La misura sui tetti di stipendio, contenuta nel Def varato ieri, sarà meglio precisata nel de­creto legge sugli sgravi Irpef che dovrebbe es­sere approvato nel Consiglio dei ministri di venerdì 18, alla vigilia di Pasqua. Nell’uovo, dunque, quest’anno i dirigenti della Pubbli­ca amministrazione e appunto i manager delle controllate (escluse le quotate e le so­cietà che emettono strumenti finanziari co­me i Bond) troveranno una sorpresa piutto­sto... amara. Il nuovo limite per gli stipendi sarà di 238.000 euro l’anno, quanto riceve attualmente il Presidente della Repubblica. «Una cifra più che sufficiente per chi lavora nel pubblico, pari a oltre il doppio di quan­to guadagni il presidente del Consiglio o il ministro dell’Economia – ha spiegato ieri se­ra Matteo Renzi –. Un elemento di limite che ci vuole, perché in questi anni si è totalmente sforato». E questo ovviamente varrà a mag­gior ragione per le nomine future. «Per la pri­ma volta c’è un limite davvero rilevante per tantissime realtà aziendali – ha detto anco­ra il presidente del Consiglio –. A Palazzo Chigi noi non potremo più fare nomine di persone che guadagnano di più. Facciamo una stretta molto significativa, tra i 350 e i 400 milioni ma al di là della cifra conta il valore simbolico». Per il premier, infatti, si tratta di una misura di «giustizia sociale». E le retri­buzioni saranno in parte collegate anche al­l’andamento generale del Paese. «Il 10 per cento della retribuzione la si prenderà solo se l’Italia va bene, come le stock options nel­le aziende – ha sottolineato Renzi –. Non è possibile che un manager prenda un pre­mio massimo se il Paese va a rotoli. Da a­desso inizia a pagare chi non ha mai paga­to, è un’operazione di giustizia sociale».

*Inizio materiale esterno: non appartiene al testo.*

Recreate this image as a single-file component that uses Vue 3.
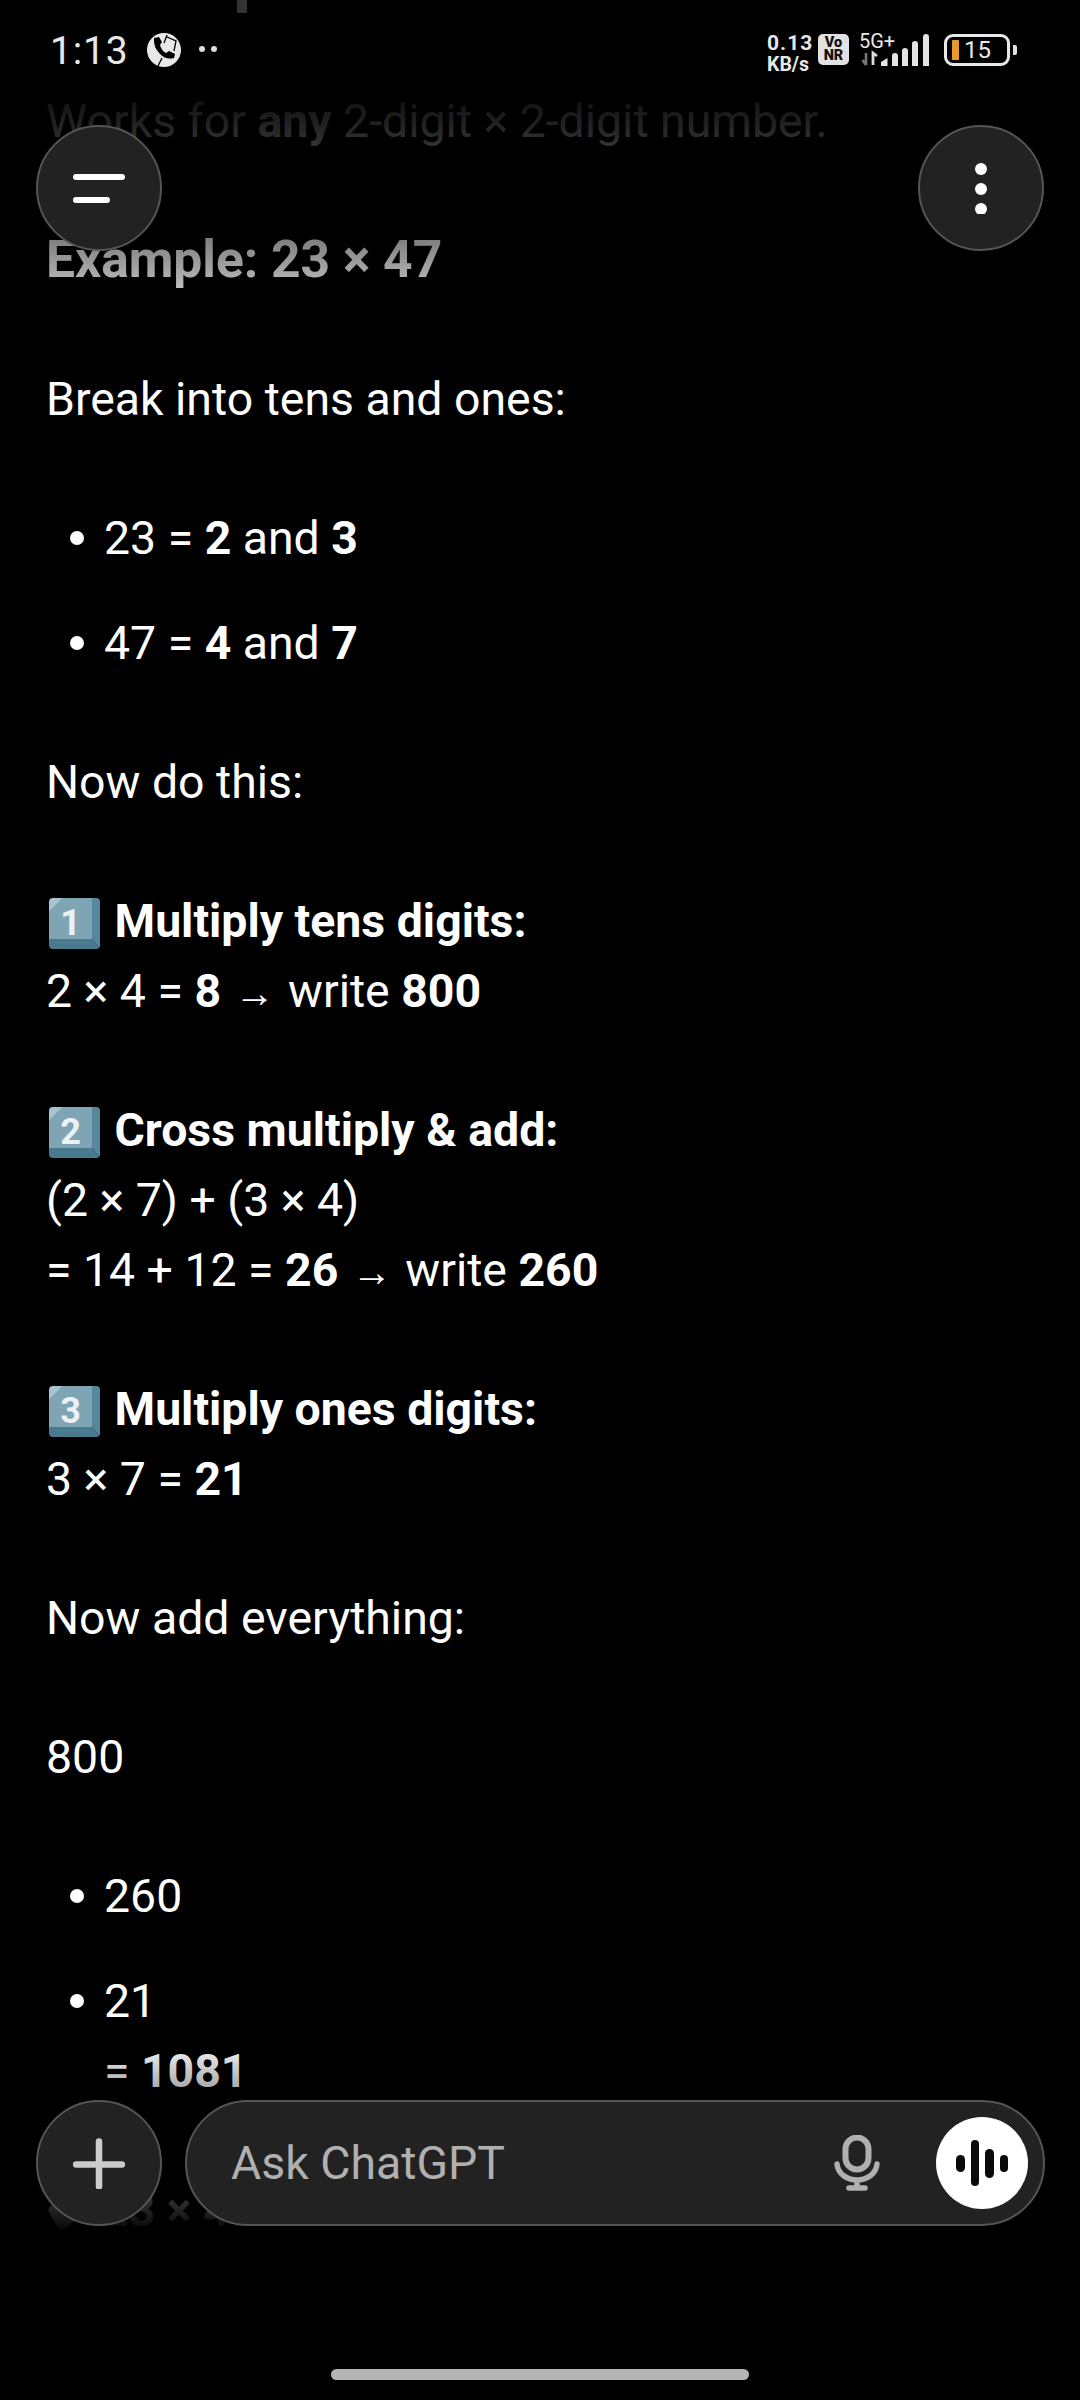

Ma, come dicevamo, il limite non riguarderà tutte le aziende pubbliche. Non, ad esempio, Eni, Enel, Terna e Finmeccanica, delle qua­li ieri si è discusso al Senato. La commissio­ne Industria di Palazzo Madama, infatti, ha approvato, con il parere favorevole del vice­ministro dell’economia Enrico Morando, la risoluzione presentata dal presidente di commissione Massimo Mucchetti che fissa una serie di impegni per il governo in fatto di nomine nelle aziende pubbliche. La riso­luzione prevede che l’eventuale rinnovo del­l’incarico ai capi azienda uscenti «deve es­sere subordinato alla valutazione dei ri­sultati della loro gestione e in ogni caso non ci potrà essere un quarto mandato». Tra le imprese maggiori, gli amministratori di E­ni Paolo Scaroni, di Enel Fulvio Conti e di Terna Flavio Cattaneo sono al termine del terzo mandato, mentre in Finmeccanica Alessandro Pansa è al primo incarico.